- _What to produce_: Determine the count of lines holding the string "matches". Return only the number.

- _Data lines_:
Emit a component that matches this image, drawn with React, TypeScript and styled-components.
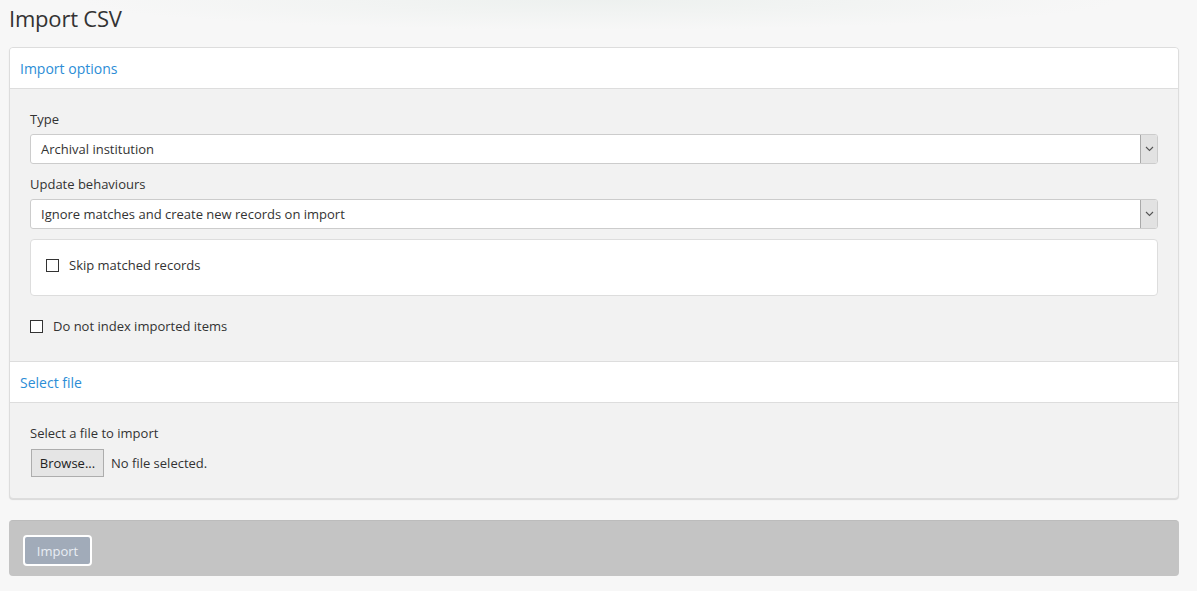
import React from "react";
import styled, { createGlobalStyle } from "styled-components";

const Global = createGlobalStyle`
  html, body { margin: 0; padding: 0; }
  body {
    background: #f7f7f7;
    font-family: "Open Sans", "Liberation Sans", sans-serif;
    font-size: 13px;
    color: #333;
  }
`;

const Page = styled.div`
  position: relative;
  min-height: 591px;
  padding: 0 18px 0 9px;
  background:
    radial-gradient(ellipse 520px 30px at 600px 0px, rgba(236,240,238,0.9), rgba(247,247,247,0) 100%),
    #f7f7f7;
`;

const Title = styled.h1`
  margin: 0;
  padding-top: 3px;
  font-weight: 400;
  font-size: 22px;
  line-height: 30px;
  color: #333;
  letter-spacing: -0.2px;
`;

const Panel = styled.section`
  margin-top: 14px;
  border: 1px solid #ddd;
  border-radius: 4px;
  background: #f2f2f2;
  box-shadow: 0 1px 1px rgba(0, 0, 0, 0.12);
  overflow: hidden;
`;

const PanelHeader = styled.div<{ $first?: boolean }>`
  height: 40px;
  display: flex;
  align-items: center;
  padding: 0 10px;
  background: #fff;
  border-bottom: 1px solid #ddd;
  border-top: ${(p) => (p.$first ? "none" : "1px solid #ddd")};
  color: #2b8dd6;
  font-size: 14px;
`;

const PanelBody = styled.div<{ $pt: number; $pb: number }>`
  padding: ${(p) => p.$pt}px 20px ${(p) => p.$pb}px 20px;
  display: flex;
  flex-direction: column;
`;

const Label = styled.div<{ $mt?: number; $mb?: number }>`
  line-height: 18px;
  margin-top: ${(p) => p.$mt ?? 0}px;
  margin-bottom: ${(p) => p.$mb ?? 6}px;
`;

const Select = styled.div`
  height: 28px;
  display: flex;
  align-items: stretch;
  border: 1px solid #ccc;
  border-radius: 3px;
  background: #fff;
  overflow: hidden;
`;

const SelectValue = styled.div`
  flex: 1;
  display: flex;
  align-items: center;
  padding-left: 10px;
`;

const SelectArrow = styled.div`
  width: 16px;
  display: flex;
  align-items: center;
  justify-content: center;
  background: #e2e2e2;
  border-left: 1px solid #a9a9a9;
`;

const Fieldset = styled.div`
  margin-top: 10px;
  height: 55px;
  box-sizing: content-box;
  border: 1px solid #ddd;
  border-radius: 4px;
  background: #fff;
  display: flex;
  align-items: flex-start;
  padding-left: 15px;
`;

const CheckRow = styled.label<{ $mt?: number }>`
  display: flex;
  align-items: center;
  gap: 10px;
  margin-top: ${(p) => p.$mt ?? 0}px;
  line-height: 18px;
`;

const Box = styled.span`
  width: 11px;
  height: 11px;
  border: 1px solid #333;
  background: #fff;
  display: inline-block;
`;

const FileRow = styled.div`
  display: flex;
  align-items: center;
  gap: 7px;
`;

const BrowseButton = styled.button`
  font-family: inherit;
  font-size: 13px;
  color: #222;
  height: 28px;
  width: 73px;
  padding: 0;
  margin-left: 1px;
  background: #e5e5e5;
  border: 1px solid #adadad;
  border-radius: 0;
`;

const ActionBar = styled.div`
  margin-top: 21px;
  height: 56px;
  border-radius: 4px;
  background: #c4c4c4;
  border-top: 1px solid #bcbcbc;
  box-sizing: border-box;
  display: flex;
  align-items: flex-start;
  padding: 14px 0 0 14px;
`;

const ImportButton = styled.button`
  font-family: inherit;
  font-size: 13px;
  color: #e9eef4;
  height: 31px;
  width: 69px;
  padding: 0;
  background: #a1abb9;
  border: 2px solid #fff;
  border-radius: 4px;
`;

const Chevron = () => (
  <svg width="9" height="6" viewBox="0 0 9 6">
    <path d="M1 1 L4.5 4.5 L8 1" fill="none" stroke="#555" strokeWidth="1.1" />
  </svg>
);

export default function App() {
  return (
    <>
      <Global />
      <Page>
        <Title>Import CSV</Title>
        <Panel>
          <PanelHeader $first>Import options</PanelHeader>
          <PanelBody $pt={21} $pb={26}>
            <Label>Type</Label>
            <Select>
              <SelectValue>Archival institution</SelectValue>
              <SelectArrow>
                <Chevron />
              </SelectArrow>
            </Select>
            <Label $mt={11}>Update behaviours</Label>
            <Select>
              <SelectValue>Ignore matches and create new records on import</SelectValue>
              <SelectArrow>
                <Chevron />
              </SelectArrow>
            </Select>
            <Fieldset>
              <CheckRow $mt={16}>
                <Box />
                Skip matched records
              </CheckRow>
            </Fieldset>
            <CheckRow $mt={21}>
              <Box />
              Do not index imported items
            </CheckRow>
          </PanelBody>
          <PanelHeader>Select file</PanelHeader>
          <PanelBody $pt={21} $pb={21}>
            <Label $mb={7}>Select a file to import</Label>
            <FileRow>
              <BrowseButton>Browse...</BrowseButton>
              <span>No file selected.</span>
            </FileRow>
          </PanelBody>
        </Panel>
        <ActionBar>
          <ImportButton>Import</ImportButton>
        </ActionBar>
      </Page>
    </>
  );
}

- _Result_: 2